A local Biosecurity Working Group has been established in the Bundaberg Region to provide assistance in the process of identifying and controlling invasive plant and animal species.

Bundaberg Regional Council's Environmental spokesperson Cr Wayne Honor said the management of invasive species was a role undertaken by Council's Natural Resource Management Unit and a working group would provide many benefits to the work already being carried out.

“Council’s Natural Resource Management Unit has refined its biosecurity program in the past five years, with an increased focus on environmental weeds that have been impacting on agricultural land as well as our reserves and nature parks,” he said.

“A focus on managing invasive species that impact upon agricultural land is still a priority, however, we are seeking to refine administrative processes and increase engagement in the community to improve coordination amongst businesses and group affected.”

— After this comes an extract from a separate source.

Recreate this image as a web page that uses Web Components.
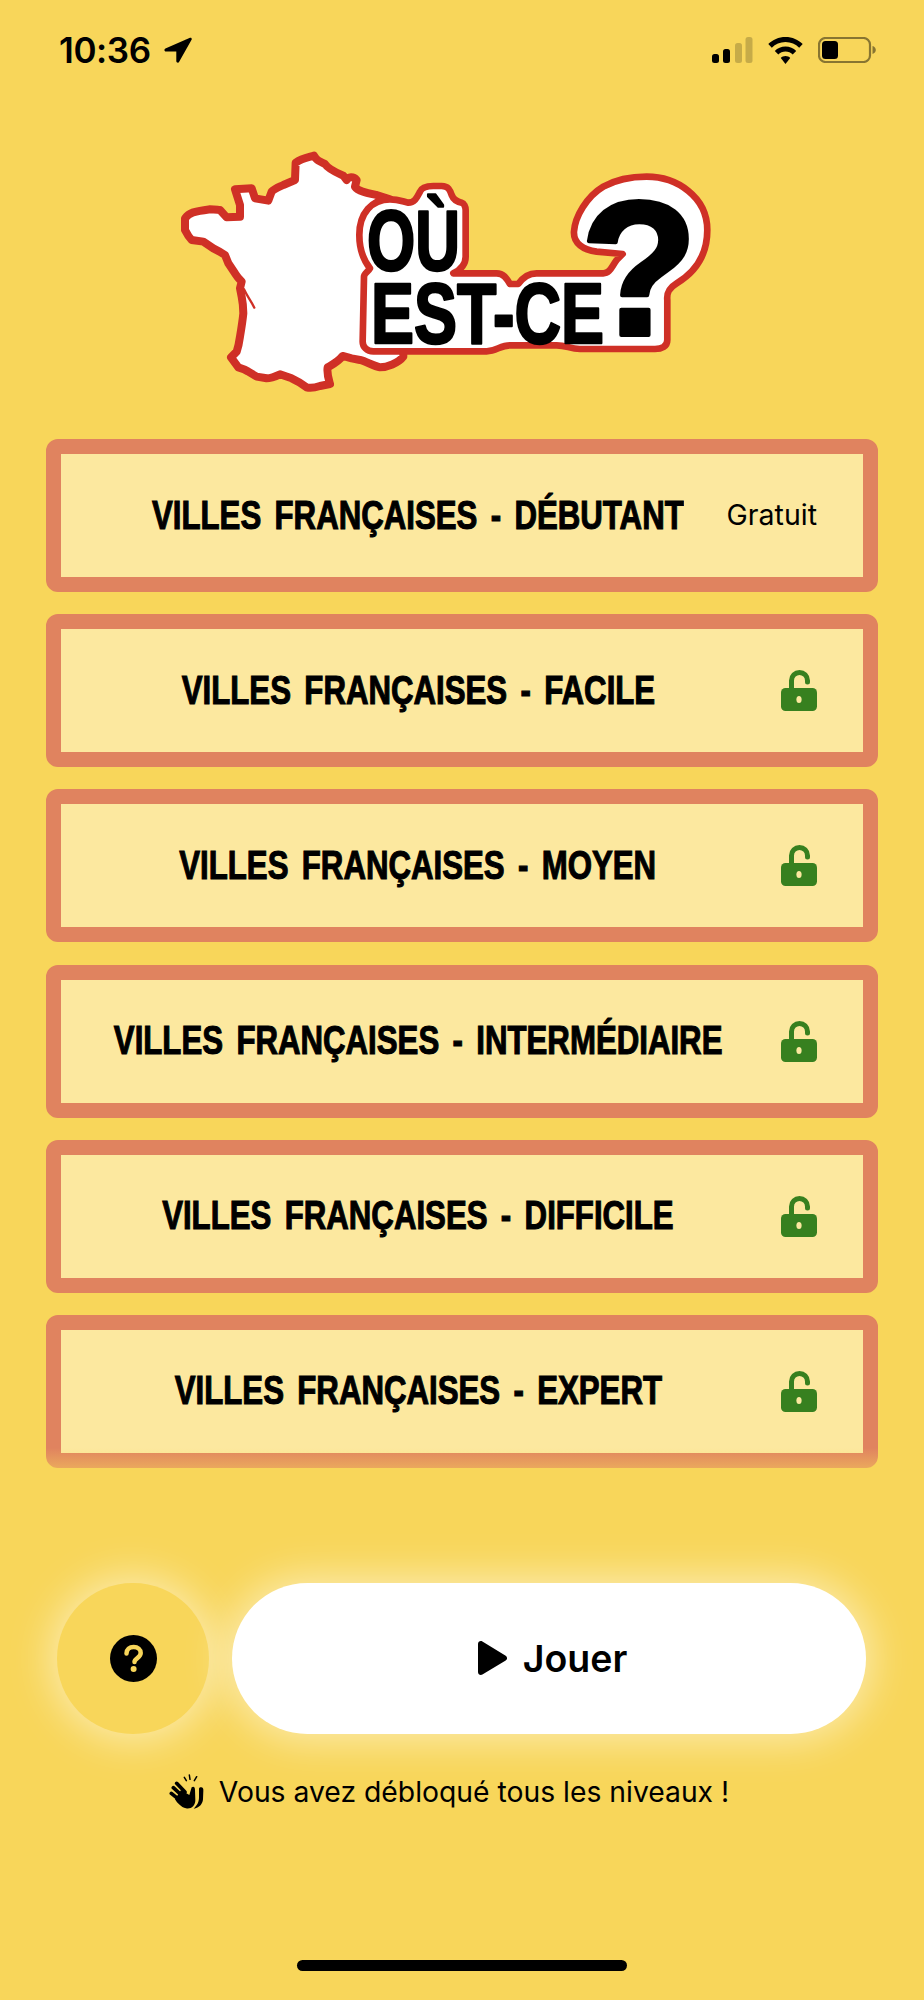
<!DOCTYPE html>
<html lang="fr"><head><meta charset="utf-8"><title>Où est-ce ?</title>
<style>html,body{margin:0;padding:0;background:#F8D65A}body{width:924px;height:2000px;overflow:hidden;font-family:Inter,"Liberation Sans",sans-serif;color:#000}</style>
</head><body>
<app-screen>
<status-bar></status-bar>
<game-logo></game-logo>
<level-list>
<level-card name="VILLES FRANÇAISES - DÉBUTANT"><span>Gratuit</span></level-card>
<level-card name="VILLES FRANÇAISES - FACILE"><lock-icon></lock-icon></level-card>
<level-card name="VILLES FRANÇAISES - MOYEN"><lock-icon></lock-icon></level-card>
<level-card name="VILLES FRANÇAISES - INTERMÉDIAIRE"><lock-icon></lock-icon></level-card>
<level-card name="VILLES FRANÇAISES - DIFFICILE"><lock-icon></lock-icon></level-card>
<level-card name="VILLES FRANÇAISES - EXPERT"><lock-icon></lock-icon></level-card>
</level-list>
<action-bar></action-bar>
<unlock-note>Vous avez débloqué tous les niveaux !</unlock-note>
<home-bar></home-bar>
</app-screen>
<script>
function def(name,html){customElements.define(name,class extends HTMLElement{constructor(){super();this.attachShadow({mode:'open'}).innerHTML=html}
connectedCallback(){const n=this.shadowRoot.querySelector('.n span');if(n)n.textContent=this.getAttribute('name')}})}
def('app-screen',`<style>:host{display:block;width:924px;height:2000px;box-sizing:border-box}</style><slot></slot>`);
def('status-bar',`<style>:host{display:flex;align-items:center;height:100px;padding:0 47px 0 59px;box-sizing:border-box}
.t{font:600 35px/1 Inter,sans-serif;letter-spacing:-.4px;width:94px;white-space:nowrap}
svg{display:block}.a{margin-left:11px}.sp{flex:1}.w{margin:0 15px 0 15px}</style>
<span class="t">10:36</span>
<svg class="a" width="28" height="26" viewBox="0 0 28 26"><path d="M26 .8 1.4 11.600c-1.600.7-1.200 3 .6 3H12.300l0 9.500c0 1.900 2.500 2.300 3 .5L27.700 2.600C28 1.200 27.200.3 26 .8Z"/></svg>
<span class="sp"></span>
<svg width="41" height="26" viewBox="0 0 41 26"><rect x="0" y="17" width="7" height="9" rx="2.500"/><rect x="11" y="12" width="7" height="14" rx="2.500"/><rect x="23" y="6" width="7" height="20" rx="2.500" opacity=".2"/><rect x="33.500" y="0" width="7" height="26" rx="2.500" opacity=".2"/></svg>
<svg class="w" width="35" height="27" viewBox="0 0 35 27"><path d="M17.500 0C10.700 0 4.600 2.700.3 7.100l3.500 3.600C7.300 7.100 12.100 5 17.500 5s10.200 2.100 13.700 5.700l3.500-3.600C30.400 2.700 24.300 0 17.500 0Z"/><path d="M17.500 9.500c-4.200 0-8 1.700-10.700 4.400l3.500 3.600c1.800-1.900 4.400-3 7.200-3s5.400 1.100 7.200 3l3.500-3.600c-2.700-2.700-6.500-4.400-10.700-4.400Z"/><path d="M17.500 19c-1.900 0-3.500.7-4.700 1.900l4.700 6.100 4.700-6.100C21 19.700 19.400 19 17.500 19Z"/></svg>
<svg width="59" height="26" viewBox="0 0 59 26"><rect x="1" y="1" width="51" height="24" rx="6.500" fill="none" stroke="#000" stroke-opacity=".45" stroke-width="2.200"/><rect x="4" y="4" width="16" height="18" rx="3.500"/><path d="M54.500 9c2 .6 3.300 2.200 3.300 4s-1.300 3.400-3.300 4Z" opacity=".45"/></svg>`);
def('game-logo',`<style>:host{display:block;height:339px}svg{display:block}
text{font-family:"Liberation Sans","Arial",sans-serif;font-weight:700;fill:#000;stroke:#000;stroke-linejoin:round}</style>
<svg width="924" height="339" viewBox="0 100 924 339">
<g transform="translate(160 130) scale(.3333)">
<path fill="#fff" stroke="#CF3026" stroke-width="24" stroke-linejoin="round" d="M407 98 C425 85 445 82 462 77 C468 88 472 92 495 102 C505 118 530 128 550 137 L560 150 C565 140 580 138 590 150 L585 170 C595 185 625 190 650 195 L690 208 L730 300 L730 680 C715 700 680 712 660 712 C640 708 620 695 600 690 L575 685 L548 678 C535 695 515 705 503 712 C500 730 505 745 510 762 L480 768 C465 773 450 775 440 772 C425 760 410 752 395 745 L360 733 C345 740 330 745 320 745 L290 740 L265 725 C255 718 245 715 235 712 L213 682 L230 665 C235 650 238 635 240 620 C245 590 248 570 250 550 C250 530 248 515 245 500 L240 475 L245 455 C235 445 230 438 225 430 L205 400 L195 375 C180 365 170 360 160 355 L130 335 L95 330 C85 320 80 310 75 300 L75 265 C85 252 92 250 100 247 C118 242 135 240 150 238 C165 238 175 240 180 240 L200 262 L240 260 L240 225 L225 178 L275 175 L285 205 L325 212 L335 185 C345 175 360 170 370 165 L405 150Z"/>
<path fill="none" stroke="#CF3026" stroke-width="7" stroke-linecap="round" d="M252 478 C262 500 272 510 283 533"/>
</g>
<g transform="translate(340 160) scale(.3333)">
<path fill="#fff" stroke="#CF3026" stroke-width="20" stroke-linejoin="round" d="M58 225 C58 160 95 118 150 118 C175 118 190 125 205 128 C225 128 232 110 240 95 C245 82 258 78 280 78 L305 78 C325 78 330 90 335 105 C340 118 350 125 365 128 C372 130 377 140 377 150 L377 290 C377 315 360 330 340 340 L470 340 C490 340 500 355 510 372 L535 372 C550 350 565 340 590 340 L790 340 C810 340 815 320 830 300 L848 282 L770 275 C730 270 700 250 702 215 C705 170 740 110 790 80 C830 58 880 50 920 50 C1010 50 1102 110 1102 210 C1102 290 1060 340 1010 370 C985 385 980 400 982 420 L982 540 C982 560 965 567 945 567 L720 567 C690 567 680 556 650 556 L510 556 C480 556 470 574 440 574 L100 574 C80 574 68 560 68 545 L72 350 C72 340 85 335 90 325 C70 300 58 270 58 225Z"/>
</g>
<text x="367" y="270" font-size="85" stroke-width="2.500" textLength="93" lengthAdjust="spacingAndGlyphs">OÙ</text>
<text x="371" y="343" font-size="85" stroke-width="2.500" textLength="233" lengthAdjust="spacingAndGlyphs">EST-CE</text>
<text x="580" y="335" font-size="192" stroke-width="4" textLength="118" lengthAdjust="spacingAndGlyphs">?</text>
</svg>`);
def('level-list',`<style>:host{display:flex;flex-direction:column;gap:22.200px;margin:0 46px;position:relative}
.fade{position:absolute;left:0;right:0;bottom:0;height:20px;background:linear-gradient(rgba(248,214,90,0),rgba(248,214,90,.45));pointer-events:none}</style><slot></slot><div class="fade"></div>`);
def('level-card',`<style>:host{display:grid;grid-template-columns:1fr 88px;align-items:center;height:153px;box-sizing:border-box;border:15.500px solid #E0835F;border-radius:12px;background:#FCE89F;background-clip:padding-box}
.n{display:flex;justify-content:center;min-width:0;position:relative;top:-1px}
.n span{flex:none;display:block;font:700 40px/1 "Liberation Sans",sans-serif;white-space:nowrap;word-spacing:6px;-webkit-text-stroke:1.100px #000;transform:scaleX(.78)}
.r{display:flex;justify-content:flex-end;padding-right:46px;font:400 28.500px/1 Inter,sans-serif;white-space:nowrap}</style>
<div class="n"><span></span></div><div class="r"><slot></slot></div>`);
def('lock-icon',`<style>:host{display:block;width:36px;height:41px}svg{display:block}</style>
<svg width="36" height="41" viewBox="0 0 36 41"><path d="M10.500 20V10.500a8 8 0 0 1 16 0v1.500" fill="none" stroke="#37801F" stroke-width="5" stroke-linecap="round"/><rect y="18" width="36" height="23" rx="4.500" fill="#37801F"/><ellipse cx="18" cy="29.500" rx="2.600" ry="3.500" fill="#FCE89F"/></svg>`);
def('action-bar',`<style>:host{display:flex;gap:23px;margin:115px 58px 0 57px;height:151px}
.h,.p{box-shadow:0 0 40px 6px rgba(255,255,255,.52);border-radius:76px;display:flex;align-items:center;justify-content:center}
.h{width:152px;background:#F8D65A}.p{flex:1;background:#fff;gap:16px;font:600 37.500px/1 Inter,sans-serif;padding-left:7px}svg{display:block}</style>
<div class="h"><svg width="47" height="47" viewBox="0 0 47 47"><circle cx="23.500" cy="23.500" r="23.500"/><path d="M16.500 18.500c0-4 3-6.500 7.200-6.500 4.100 0 7 2.400 7 6 0 5-6.200 5-6.200 9" fill="none" stroke="#F8D65A" stroke-width="4.500" stroke-linecap="round"/><circle cx="23.600" cy="34" r="3" fill="#F8D65A"/></svg></div>
<div class="p"><svg width="29" height="34" viewBox="0 0 29 34"><path d="M0 3c0-2.400 2.400-3.700 4.400-2.500L27.300 14.400c2.300 1.200 2.300 4.200 0 5.400L4.400 33.500C2.400 34.700 0 33.400 0 31Z"/></svg><span>Jouer</span></div>`);
def('unlock-note',`<style>:host{display:flex;align-items:center;justify-content:center;gap:14px;margin-top:40px;height:36px;font:400 28.300px/1 Inter,sans-serif;white-space:nowrap;padding-right:26px}svg{display:block}</style>
<svg width="36" height="36" viewBox="24 22 108 108"><g stroke="#000" stroke-linecap="round" fill="none"><path stroke-width="4.500" d="M70 32 76 42M85 25 87 38M107 30 100 42"/><path stroke-width="11" d="M47 50 72 76M37 63 64 88M31 80 58 102"/></g><path d="M60 70 85 85 92 62C98 58 102 62 102 70L103 100C103 118 90 128 75 125 60 122 48 108 42 98Z"/><path d="M118 62C124 60 128 64 127 72L126 98C125 112 115 124 98 126 110 115 114 105 114 92L114 68C114 64 115 63 118 62Z"/></svg><slot></slot>`);
def('home-bar',`<style>:host{display:block;width:330px;height:11px;background:#000;border-radius:6px;margin:150px auto 0}</style>`);
</script>
</body></html>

The Bundaberg Region Biosecurity Plan 2018-2023 provides strategies to build community awareness and capacity in invasive species management in the Bundaberg Region.

It recognises that the management of invasive plants and animals is most effective if everyone affected shares a responsibility and supports coordinated effort.

“Council is a member of the Wide Bay Burnett Regional Organisation of Councils and is actively represented on the WBBROC Invasive Species Advisory Committee,” Cr Honor said.

“This committee developed the Wide Bay Burnett Regional Biosecurity Strategy 2017-2022 which aims to coordinate regional invasive species activities across the regional through the development and strengthening of regional partnerships.”

Role of the Biosecurity Working Group

Cr Honor said the establishment of the new working group would assist in getting information out to those affected by invasive weeds more effectively.

“The aim of the working group is to ensure there is more collaboration between local and State Government, the agricultural sector and the community,” he said.

“This will be focused on in the development of local activities that focus on minimising new invasive species entering our region and ensuring that those already present are more effectively managed.”

Cr Honor said the first action for the Biosecurity Working Group would be developing community biosecurity grant applications for projects to deliver a range of activities including workshop facilitation, delivery of industry biosecurity awareness programs and on-ground activities on high-priority regional and local invasive species.

The grants are administered by the WBBROC Invasive Species Advisory Committee with funding provided through the Queensland Governments Better Partnership Funding Program.